Het hof voegt daaraan nog toe dat [appellante] zich beroept op de aangifte die zij in oktober 2016 bij de FIOD heeft gedaan tegen Blaustein. Daarin verklaarde zij onder meer:
“Ik was getrouwd met meneer [B] vanaf 2005. Rond 2010, 2011 of eerder was er sprake van huiselijk geweld en bedreiging. Hij heeft mij gedwongen om die bedrijven op mijn naam te laten zetten. In heel veel gevallen heeft hij ook mijn handtekening vervalst als ik niet vrijwillig ging tekenen. Ik was heel erg bang en daarom heb ik altijd toegestemd om dat te doen. In 2012 is er ook een aanslag tegen mij geweest, ik heb daar aangifte van gedaan en de politie heeft dat gekwalificeerd als poging tot moord. In 2012 wilde ik gaan scheiden, en openheid van zaken geven van dat mijn naam en gegevens worden gebruikt voor doeleinden die mij niet bekend zijn …”

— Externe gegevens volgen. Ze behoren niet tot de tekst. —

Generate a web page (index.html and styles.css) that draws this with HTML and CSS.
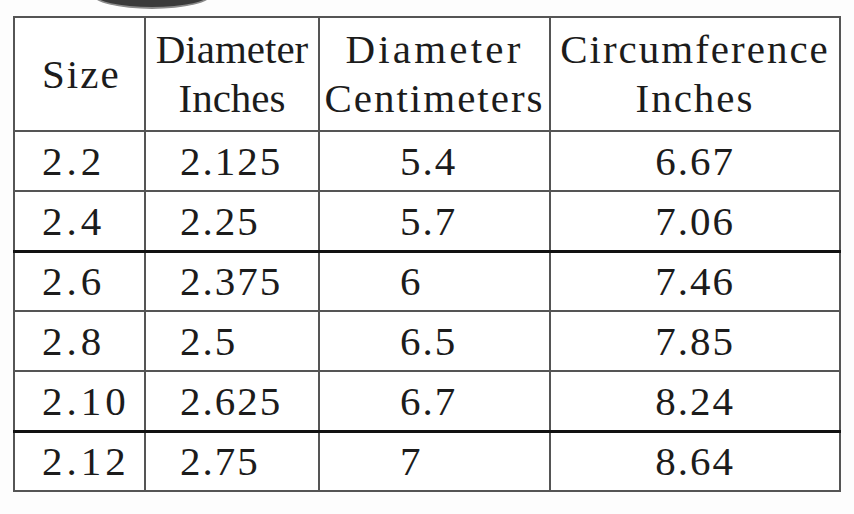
FILE: index.html
```html
<!DOCTYPE html>
<html lang="en">
<head>
    <meta charset="UTF-8">
    <title>Ring Size Chart</title>
    <link rel="stylesheet" href="styles.css">
</head>
<body>
    <div class="ring-top"></div>
    <table class="size-chart">
        <colgroup>
            <col class="c-size">
            <col class="c-dia-in">
            <col class="c-dia-cm">
            <col class="c-circ">
        </colgroup>
        <thead>
            <tr class="head-row">
                <th class="h-size">Size</th>
                <th class="h-tight">Diameter<br>Inches</th>
                <th><span class="wide">Diameter</span><br>Centimeters</th>
                <th>Circumference<br>Inches</th>
            </tr>
        </thead>
        <tbody>
            <tr><td class="size">2.2</td><td class="dia">2.125</td><td class="cm">5.4</td><td class="circ">6.67</td></tr>
            <tr class="sep"><td class="size">2.4</td><td class="dia">2.25</td><td class="cm">5.7</td><td class="circ">7.06</td></tr>
            <tr><td class="size">2.6</td><td class="dia">2.375</td><td class="cm">6</td><td class="circ">7.46</td></tr>
            <tr><td class="size">2.8</td><td class="dia">2.5</td><td class="cm">6.5</td><td class="circ">7.85</td></tr>
            <tr class="sep"><td class="size">2.10</td><td class="dia">2.625</td><td class="cm">6.7</td><td class="circ">8.24</td></tr>
            <tr><td class="size">2.12</td><td class="dia">2.75</td><td class="cm">7</td><td class="circ">8.64</td></tr>
        </tbody>
    </table>
</body>
</html>
```

FILE: styles.css
```css
body {
    margin: 0;
    padding: 16px 0 0 13px;
    background: #fdfdfd;
    font-family: "Liberation Serif", "Times New Roman", serif;
    color: #1c1c1c;
    position: relative;
    overflow: hidden;
}
/* bottom of the ring picture peeking over the chart */
.ring-top {
    position: absolute;
    left: 92px;
    top: -21px;
    width: 116px;
    height: 26px;
    border-radius: 50%;
    background: #3a3a3a;
    border: 2px solid #8a8a8a;
}
.size-chart {
    border-collapse: collapse;
    width: 826px;
    table-layout: fixed;
    font-size: 41px;
    letter-spacing: 2px;
    background: #fff;
}
.c-size { width: 131px; }
.c-dia-in { width: 174px; }
.c-dia-cm { width: 231px; }
.c-circ { width: 290px; }
.size-chart th,
.size-chart td {
    border: 2px solid #555;
    padding: 0;
    vertical-align: middle;
}
.size-chart th {
    font-weight: normal;
    line-height: 49px;
    text-align: center;
}
.head-row { height: 114px; }
.size-chart tbody tr { height: 60px; }
.h-size { text-align: left !important; padding-left: 27px !important; }
.h-tight { letter-spacing: 0; }
.wide { letter-spacing: 3.2px; }
.size-chart td { line-height: 56px; }
.size { padding-left: 27px !important; letter-spacing: 4px; }
.dia { padding-left: 34px !important; }
.cm { padding-left: 80px !important; }
.circ { text-align: center; }
.sep td { border-bottom: 3px solid #111; }
```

“… met mijn handtekening en paspoort hebben ze vervolgens die BV’s die ik net noemde opgericht met mij als bestuurder en die pornosites opgezet … Ik kwam daar in 2012 achter.”
Op de vraag wat zij onder katvangers verstond, antwoordde [appellante] :
“Dat zijn mensen, we praten bijvoorbeeld over meneer [C] , hij ontvang elke maand een bedrag van 1000 euro en woont in Israël. Hij moet daarvoor zijn identiteit ter beschikking stellen, op zijn naam komen bedrijven en bankrekeningen en creditcards te staan. Hij beschikt natuurlijk zelf niet over die bankrekeningen, hij spreekt niet eens Engels. Maar op papier staan er bedrijven op zijn naam, die feitelijk van Blaustein zijn … Ik zat ook op de werkkamer met mevrouw [D] , zij was contactpersoon voor de katvangers. Ik hoorde dus ook wel eens telefoongesprekken, ik werkte daar natuurlijk ook dus ik heb alles gezien en gehoord. Ik zag ook dat ze handtekeningen tegen het raam hielden en dan overtrokken, daar ben ik bij geweest. Dat was mevrouw [D] die dat deed.”
Op de vraag waarom zij daar bleef werken, terwijl zij al een tijd gebrouilleerd waren, antwoordde [appellante] :
“Hij wilde mij niet laten gaan, niet vrijwillig. Ik ben belangrijk in zijn constructies … Hij wilde mij onder controle houden, dat ik niet zomaar met iemand ging praten … Hij gebruikte mijn identiteit voor zijn eigen ondernemingen en voor ondernemingen van zijn klanten van zijn trustbedrijf. Dat bedoeld ik met constructies. Ik wilde dat helemaal niet, bijvoorbeeld met Kimnet is het nu ook mis gelopen, ik maakte me daar zorgen over. Het ging dus zo, mijn naam werd gebruikt als bestuurder van de vennootschap, maar feitelijk was het dan het bedrijf van een ander … (dat gebeurde) tegen mijn wil … Want ik wist eigenlijk niet meer waar ik nou wel of niet voor getekend had. Soms ging het onder dwang, soms was het vervalst. Ik vermoed dat hij mijn handtekening vervalste, want ik zag dan een handtekening die niet van mij is, die ik niet herkende als mijn handtekening.”
“Hij heeft dat ook een keer aan mij gevraagd, om mijn handtekening op een blanco papier te zetten … Zijn secretaresse had een stapeltje met dat soort blanco papieren met zijn handtekening, maar ook met mijn handtekening.”